Yesterday I was asked by an African-American, female chaplain to read this poem aloud at the palliative care conference at the university. It is ostensibly about the struggle of the black woman in America, and a black woman in particular (Ms Angelou), but Rev. Hepburn was using it as a way to open dialogue about the black cultural mythology surrounding illness and death. The act of reading it was powerful and brought tears to my eyes. I returned to my seat empowered in a way I didn’t anticipate.
I hadn’t read this poem before yesterday nor had I met Rev. Hepburn and she does not know me or my story. She told me later that she believes in following the Holy Spirit and she clearly heard the spirit tell her this poem needed to be read in my voice. I will forever be grateful to her for following the spirit’s urging to use my voice and I have no idea why or what purpose it served for her presentation to have a little, blond, white woman read it, but God had a clear message for my heart in these words and in the act of standing behind a microphone to declare them aloud.
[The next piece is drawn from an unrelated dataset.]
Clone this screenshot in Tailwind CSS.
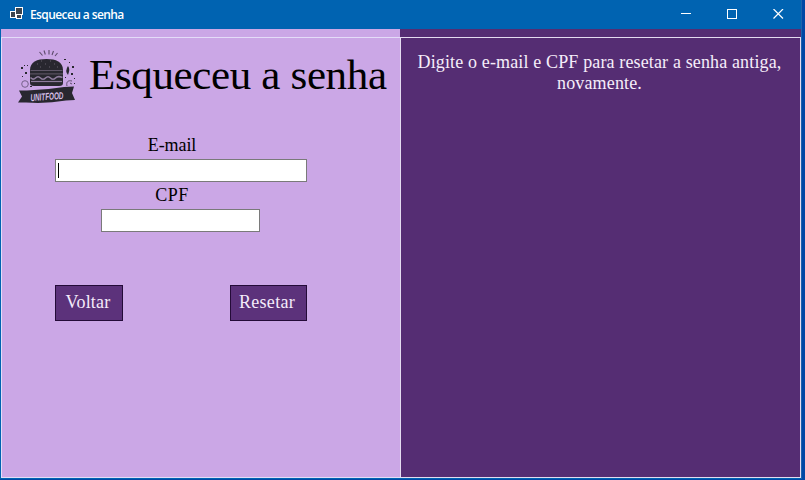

I am inspired to embrace my own culture, my own body, my own changing roles; to find and embrace my own ‘womanist’ voice and declare for myself:
Still I rise.
You may write me down in history
With your bitter, twisted lies,
You may tread me in the very dirt
But still, like dust, I’ll rise.
Does my sassiness upset you?
Why are you beset with gloom?
‘Cause I walk like I’ve got oil wells
Pumping in my living room.
Just like moons and like suns,
With the certainty of tides,
Just like hopes springing high,
Still I’ll rise.
Did you want to see me broken?
Bowed head and lowered eyes?
Shoulders falling down like teardrops.
Weakened by my soulful cries.
Does my haughtiness offend you?
Don’t you take it awful hard
‘Cause I laugh like I’ve got gold mines
Diggin’ in my own back yard.
You may shoot me with your words,
You may cut me with your eyes,
You may kill me with your hatefulness,
But still, like air, I’ll rise.
Does my sexiness upset you?
Does it come as a surprise
That I dance like I’ve got diamonds
At the meeting of my thighs?
Out of the huts of history’s shame
I rise
Up from a past that’s rooted in pain
I rise
I’m a black ocean, leaping and wide,
Welling and swelling I bear in the tide.
Leaving behind nights of terror and fear
I rise
Into a daybreak that’s wondrously clear
I rise
Bringing the gifts that my ancestors gave,
I am the dream and the hope of the slave.
I rise
I rise
I rise.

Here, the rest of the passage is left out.